§ **What is asked**
Gather the lines from the material that contain "React".

§ **Extracted entries**
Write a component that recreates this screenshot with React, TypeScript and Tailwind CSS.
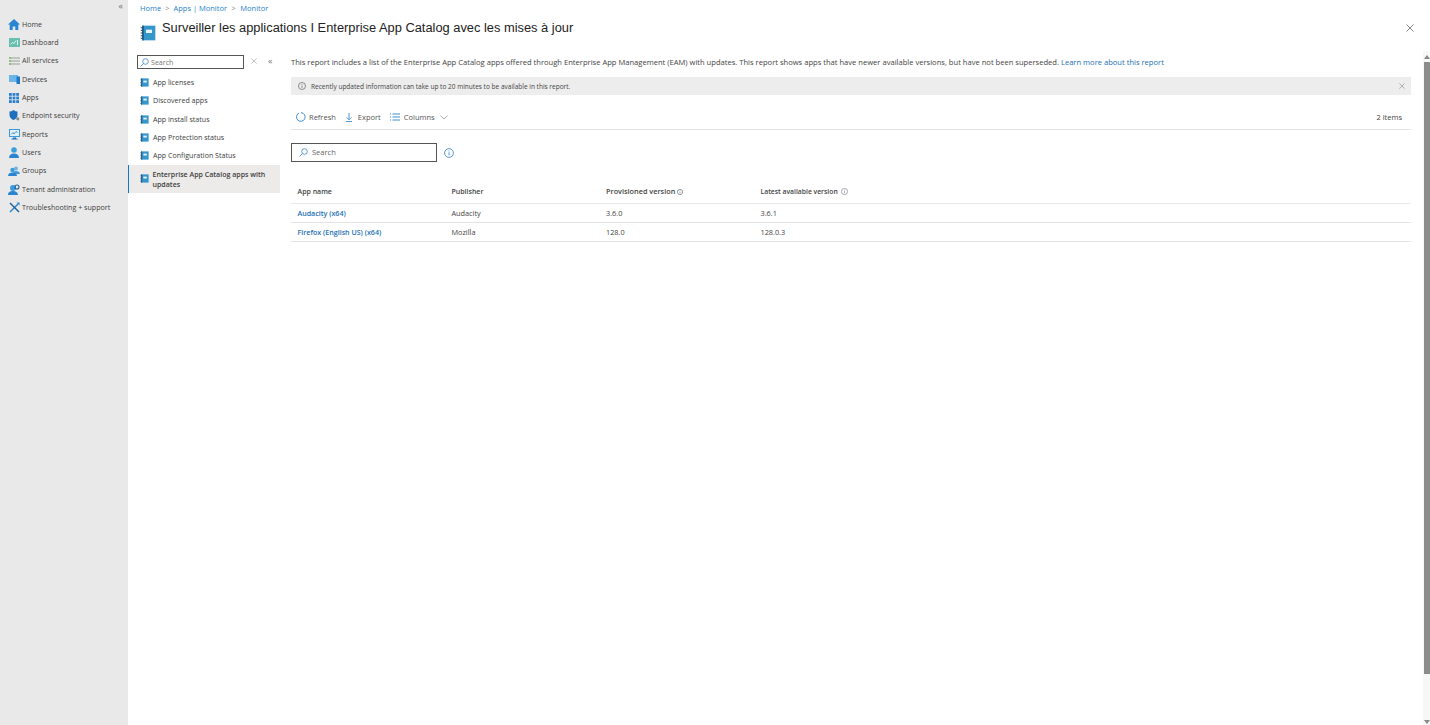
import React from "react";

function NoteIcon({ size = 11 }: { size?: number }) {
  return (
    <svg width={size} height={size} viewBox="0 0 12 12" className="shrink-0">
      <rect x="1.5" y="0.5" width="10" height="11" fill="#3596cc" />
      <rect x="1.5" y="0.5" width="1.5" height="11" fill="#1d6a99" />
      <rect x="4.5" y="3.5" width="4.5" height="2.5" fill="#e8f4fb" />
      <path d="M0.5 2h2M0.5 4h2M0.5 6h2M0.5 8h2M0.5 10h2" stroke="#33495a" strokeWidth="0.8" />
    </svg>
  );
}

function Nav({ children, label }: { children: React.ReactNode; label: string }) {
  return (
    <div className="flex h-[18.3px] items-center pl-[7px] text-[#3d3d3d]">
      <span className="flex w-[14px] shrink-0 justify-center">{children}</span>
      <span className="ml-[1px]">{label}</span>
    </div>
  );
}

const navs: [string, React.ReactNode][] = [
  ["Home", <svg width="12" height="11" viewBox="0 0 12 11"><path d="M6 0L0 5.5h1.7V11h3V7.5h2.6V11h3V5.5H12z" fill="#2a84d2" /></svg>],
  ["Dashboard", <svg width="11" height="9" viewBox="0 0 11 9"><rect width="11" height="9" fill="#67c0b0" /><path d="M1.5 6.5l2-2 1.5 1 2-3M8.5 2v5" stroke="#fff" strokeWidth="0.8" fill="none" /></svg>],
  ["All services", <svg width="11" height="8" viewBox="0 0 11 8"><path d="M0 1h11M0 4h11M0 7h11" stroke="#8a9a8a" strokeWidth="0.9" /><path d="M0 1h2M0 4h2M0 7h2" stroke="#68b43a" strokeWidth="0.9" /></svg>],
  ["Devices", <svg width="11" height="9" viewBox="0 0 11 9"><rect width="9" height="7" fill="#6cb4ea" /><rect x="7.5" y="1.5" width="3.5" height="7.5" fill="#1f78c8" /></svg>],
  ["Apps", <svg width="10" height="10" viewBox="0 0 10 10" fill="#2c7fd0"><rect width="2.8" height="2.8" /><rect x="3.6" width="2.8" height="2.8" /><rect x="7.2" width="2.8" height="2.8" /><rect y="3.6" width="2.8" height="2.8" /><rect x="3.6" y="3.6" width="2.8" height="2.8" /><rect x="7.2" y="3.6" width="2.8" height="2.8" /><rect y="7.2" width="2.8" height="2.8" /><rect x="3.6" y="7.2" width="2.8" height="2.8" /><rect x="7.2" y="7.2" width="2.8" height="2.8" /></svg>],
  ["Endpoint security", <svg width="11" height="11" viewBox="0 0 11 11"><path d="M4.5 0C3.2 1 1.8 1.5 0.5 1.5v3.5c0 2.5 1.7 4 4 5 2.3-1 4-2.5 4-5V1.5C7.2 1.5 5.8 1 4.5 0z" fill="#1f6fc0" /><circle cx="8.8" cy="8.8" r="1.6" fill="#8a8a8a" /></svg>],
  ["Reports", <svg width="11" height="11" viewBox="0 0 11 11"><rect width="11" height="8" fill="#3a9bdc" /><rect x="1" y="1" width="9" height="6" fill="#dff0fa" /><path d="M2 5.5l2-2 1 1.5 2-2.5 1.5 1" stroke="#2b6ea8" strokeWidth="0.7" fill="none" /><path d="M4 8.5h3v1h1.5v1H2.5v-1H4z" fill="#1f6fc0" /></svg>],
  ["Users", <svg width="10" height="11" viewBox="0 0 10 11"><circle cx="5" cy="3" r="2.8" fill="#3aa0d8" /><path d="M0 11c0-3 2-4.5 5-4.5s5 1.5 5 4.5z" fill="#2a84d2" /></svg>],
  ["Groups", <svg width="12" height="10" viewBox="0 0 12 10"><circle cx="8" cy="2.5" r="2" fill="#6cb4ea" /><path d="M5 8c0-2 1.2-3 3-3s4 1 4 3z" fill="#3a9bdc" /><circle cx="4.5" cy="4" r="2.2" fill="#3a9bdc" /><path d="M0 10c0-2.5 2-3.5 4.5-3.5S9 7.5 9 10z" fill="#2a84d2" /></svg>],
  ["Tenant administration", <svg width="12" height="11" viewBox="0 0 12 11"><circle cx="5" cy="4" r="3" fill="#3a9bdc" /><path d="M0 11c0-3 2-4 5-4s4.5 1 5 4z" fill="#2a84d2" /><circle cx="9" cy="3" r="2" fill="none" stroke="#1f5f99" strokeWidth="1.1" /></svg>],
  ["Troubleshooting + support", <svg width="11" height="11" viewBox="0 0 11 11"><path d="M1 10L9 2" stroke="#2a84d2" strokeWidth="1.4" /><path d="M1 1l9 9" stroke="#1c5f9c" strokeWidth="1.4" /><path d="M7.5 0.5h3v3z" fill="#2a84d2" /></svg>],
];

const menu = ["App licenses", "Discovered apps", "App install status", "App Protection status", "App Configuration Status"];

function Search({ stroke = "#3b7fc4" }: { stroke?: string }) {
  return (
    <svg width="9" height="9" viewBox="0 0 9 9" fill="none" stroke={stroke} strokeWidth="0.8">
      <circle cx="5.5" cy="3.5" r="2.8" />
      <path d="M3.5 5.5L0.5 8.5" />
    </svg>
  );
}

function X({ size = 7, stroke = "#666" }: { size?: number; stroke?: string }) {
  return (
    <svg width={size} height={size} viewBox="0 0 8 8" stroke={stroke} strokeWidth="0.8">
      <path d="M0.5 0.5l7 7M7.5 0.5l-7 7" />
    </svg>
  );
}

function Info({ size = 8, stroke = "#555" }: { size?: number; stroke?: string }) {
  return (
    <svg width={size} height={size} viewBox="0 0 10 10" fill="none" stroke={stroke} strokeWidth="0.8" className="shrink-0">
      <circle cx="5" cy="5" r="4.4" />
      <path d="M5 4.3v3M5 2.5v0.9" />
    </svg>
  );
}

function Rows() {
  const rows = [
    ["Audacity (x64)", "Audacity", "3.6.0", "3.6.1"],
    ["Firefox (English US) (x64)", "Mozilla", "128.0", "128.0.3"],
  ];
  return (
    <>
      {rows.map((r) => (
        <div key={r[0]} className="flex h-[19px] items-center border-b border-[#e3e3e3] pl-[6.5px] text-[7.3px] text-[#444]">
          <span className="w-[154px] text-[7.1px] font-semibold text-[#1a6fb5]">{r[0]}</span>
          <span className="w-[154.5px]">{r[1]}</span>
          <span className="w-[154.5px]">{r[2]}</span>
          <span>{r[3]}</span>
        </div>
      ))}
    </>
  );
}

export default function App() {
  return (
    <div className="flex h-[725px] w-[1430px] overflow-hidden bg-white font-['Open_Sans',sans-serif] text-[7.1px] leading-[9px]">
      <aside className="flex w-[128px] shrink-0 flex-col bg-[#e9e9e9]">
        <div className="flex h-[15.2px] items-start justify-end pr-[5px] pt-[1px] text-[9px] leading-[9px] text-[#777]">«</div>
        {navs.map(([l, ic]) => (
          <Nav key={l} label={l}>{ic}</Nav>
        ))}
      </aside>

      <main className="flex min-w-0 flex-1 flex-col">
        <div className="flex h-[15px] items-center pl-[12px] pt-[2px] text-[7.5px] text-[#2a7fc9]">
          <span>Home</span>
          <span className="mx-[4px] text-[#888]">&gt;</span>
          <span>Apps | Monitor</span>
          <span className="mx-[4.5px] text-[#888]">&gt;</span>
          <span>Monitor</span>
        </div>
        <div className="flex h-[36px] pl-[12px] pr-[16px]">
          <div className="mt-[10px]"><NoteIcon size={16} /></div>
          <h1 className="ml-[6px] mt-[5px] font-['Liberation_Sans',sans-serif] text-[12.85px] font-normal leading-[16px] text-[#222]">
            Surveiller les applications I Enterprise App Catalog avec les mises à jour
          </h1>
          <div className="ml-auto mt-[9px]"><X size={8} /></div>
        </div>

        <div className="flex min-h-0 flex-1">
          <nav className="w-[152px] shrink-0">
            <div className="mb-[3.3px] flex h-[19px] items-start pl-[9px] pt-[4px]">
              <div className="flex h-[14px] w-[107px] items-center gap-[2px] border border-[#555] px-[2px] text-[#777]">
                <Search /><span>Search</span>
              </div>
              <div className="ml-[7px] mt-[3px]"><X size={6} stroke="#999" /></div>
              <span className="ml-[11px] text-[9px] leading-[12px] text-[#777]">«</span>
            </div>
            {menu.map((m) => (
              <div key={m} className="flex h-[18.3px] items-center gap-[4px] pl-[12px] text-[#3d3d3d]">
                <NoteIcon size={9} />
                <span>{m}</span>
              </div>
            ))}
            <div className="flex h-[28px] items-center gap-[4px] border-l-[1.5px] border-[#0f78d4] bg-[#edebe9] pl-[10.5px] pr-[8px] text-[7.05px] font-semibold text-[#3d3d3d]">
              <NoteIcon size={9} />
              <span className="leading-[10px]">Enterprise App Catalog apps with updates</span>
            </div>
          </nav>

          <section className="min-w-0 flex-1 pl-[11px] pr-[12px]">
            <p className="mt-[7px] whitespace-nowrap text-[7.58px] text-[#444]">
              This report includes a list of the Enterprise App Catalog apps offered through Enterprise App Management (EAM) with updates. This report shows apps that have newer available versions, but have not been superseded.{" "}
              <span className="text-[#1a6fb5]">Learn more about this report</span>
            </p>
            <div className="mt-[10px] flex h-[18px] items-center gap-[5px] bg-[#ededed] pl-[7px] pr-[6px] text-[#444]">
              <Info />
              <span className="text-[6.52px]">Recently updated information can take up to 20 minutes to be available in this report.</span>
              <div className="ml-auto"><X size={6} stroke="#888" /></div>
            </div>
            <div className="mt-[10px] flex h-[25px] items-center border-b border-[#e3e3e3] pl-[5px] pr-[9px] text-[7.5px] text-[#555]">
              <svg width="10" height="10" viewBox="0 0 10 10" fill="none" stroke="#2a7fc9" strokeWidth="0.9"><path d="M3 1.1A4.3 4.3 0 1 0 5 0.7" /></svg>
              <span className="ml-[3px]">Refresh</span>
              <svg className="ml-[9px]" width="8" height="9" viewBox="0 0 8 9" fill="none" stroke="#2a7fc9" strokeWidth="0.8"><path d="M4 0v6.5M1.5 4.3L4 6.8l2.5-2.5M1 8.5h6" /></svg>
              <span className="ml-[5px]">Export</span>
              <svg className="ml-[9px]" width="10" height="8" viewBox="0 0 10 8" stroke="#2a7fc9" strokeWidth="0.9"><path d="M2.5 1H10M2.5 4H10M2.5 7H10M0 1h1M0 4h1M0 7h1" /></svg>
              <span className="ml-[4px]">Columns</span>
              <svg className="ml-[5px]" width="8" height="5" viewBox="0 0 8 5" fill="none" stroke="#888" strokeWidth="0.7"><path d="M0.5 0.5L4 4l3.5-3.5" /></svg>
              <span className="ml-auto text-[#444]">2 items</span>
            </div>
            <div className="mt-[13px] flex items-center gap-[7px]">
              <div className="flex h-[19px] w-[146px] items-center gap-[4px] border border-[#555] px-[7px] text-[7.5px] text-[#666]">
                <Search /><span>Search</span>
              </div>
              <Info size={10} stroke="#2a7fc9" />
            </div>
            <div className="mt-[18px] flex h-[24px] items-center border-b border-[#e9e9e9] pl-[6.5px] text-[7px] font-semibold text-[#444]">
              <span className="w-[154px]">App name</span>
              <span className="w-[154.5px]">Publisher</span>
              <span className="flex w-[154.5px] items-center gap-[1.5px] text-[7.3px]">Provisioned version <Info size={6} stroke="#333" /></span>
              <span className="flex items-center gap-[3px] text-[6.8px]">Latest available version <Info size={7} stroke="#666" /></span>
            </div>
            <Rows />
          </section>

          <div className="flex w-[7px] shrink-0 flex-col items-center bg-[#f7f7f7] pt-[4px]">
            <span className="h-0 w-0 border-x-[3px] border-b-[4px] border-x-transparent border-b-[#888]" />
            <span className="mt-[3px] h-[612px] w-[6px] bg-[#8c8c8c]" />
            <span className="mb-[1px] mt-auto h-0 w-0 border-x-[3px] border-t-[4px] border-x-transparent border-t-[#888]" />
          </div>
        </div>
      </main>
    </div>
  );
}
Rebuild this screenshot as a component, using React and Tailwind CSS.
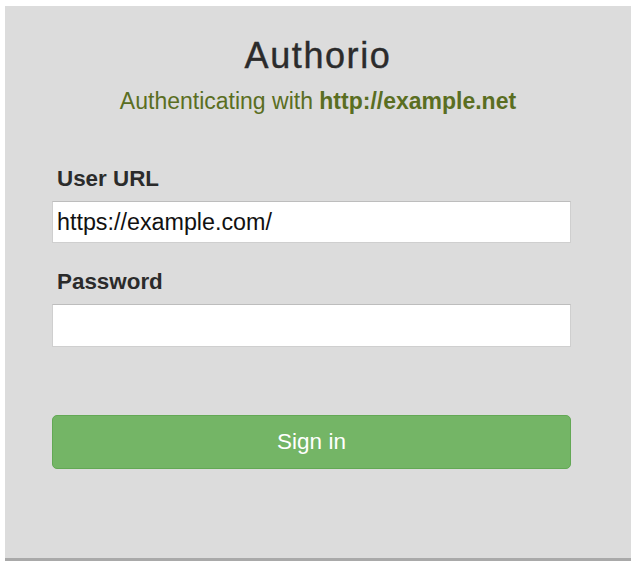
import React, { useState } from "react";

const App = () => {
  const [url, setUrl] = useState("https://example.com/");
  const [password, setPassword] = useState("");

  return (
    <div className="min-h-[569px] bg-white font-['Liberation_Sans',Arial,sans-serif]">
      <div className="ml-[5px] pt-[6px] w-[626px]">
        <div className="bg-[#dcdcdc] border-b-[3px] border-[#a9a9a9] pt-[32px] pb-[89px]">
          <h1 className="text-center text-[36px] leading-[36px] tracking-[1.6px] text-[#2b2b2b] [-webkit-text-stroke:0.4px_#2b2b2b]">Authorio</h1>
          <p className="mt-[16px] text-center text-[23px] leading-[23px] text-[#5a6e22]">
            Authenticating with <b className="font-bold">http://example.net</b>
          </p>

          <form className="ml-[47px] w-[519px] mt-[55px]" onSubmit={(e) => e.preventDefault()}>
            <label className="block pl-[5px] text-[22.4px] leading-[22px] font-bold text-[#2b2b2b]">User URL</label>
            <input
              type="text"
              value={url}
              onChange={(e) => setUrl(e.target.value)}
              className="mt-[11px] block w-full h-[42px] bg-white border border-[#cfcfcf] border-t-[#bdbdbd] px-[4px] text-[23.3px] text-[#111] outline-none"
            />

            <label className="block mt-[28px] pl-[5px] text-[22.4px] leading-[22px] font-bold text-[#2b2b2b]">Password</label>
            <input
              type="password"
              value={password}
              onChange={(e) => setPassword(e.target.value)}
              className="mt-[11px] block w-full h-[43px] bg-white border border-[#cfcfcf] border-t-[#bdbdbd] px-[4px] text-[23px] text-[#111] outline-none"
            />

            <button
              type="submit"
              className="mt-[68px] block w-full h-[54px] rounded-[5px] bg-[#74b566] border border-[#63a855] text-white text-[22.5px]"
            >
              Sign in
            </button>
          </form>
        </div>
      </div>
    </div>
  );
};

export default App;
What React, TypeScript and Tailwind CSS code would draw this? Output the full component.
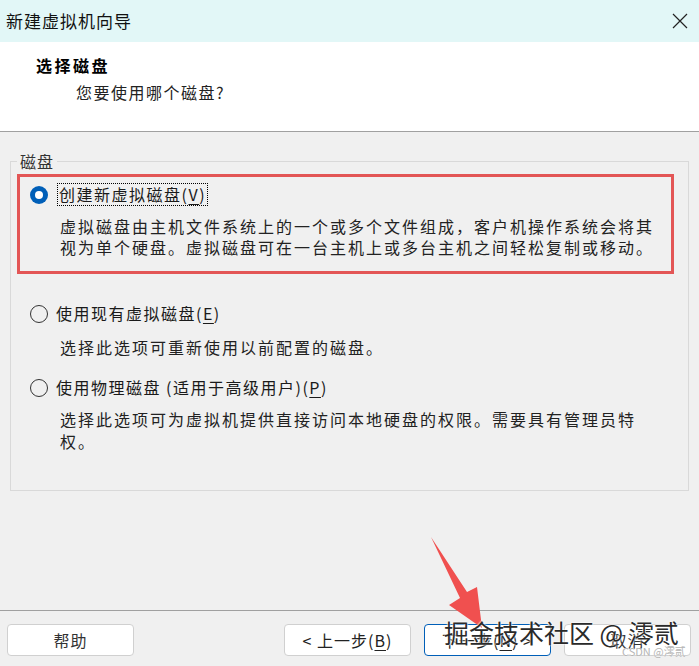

§ **Output of the task**
Write a component that recreates this screenshot with React, TypeScript and Tailwind CSS.
import React from "react";
function Nav({ children, label }: { children: React.ReactNode; label: string }) {
const navs: [string, React.ReactNode][] = [
Rebuild this screenshot as a component, using React and Tailwind CSS.
import React, { useState } from "react";
What React, TypeScript and Tailwind CSS code would draw this? Output the full component.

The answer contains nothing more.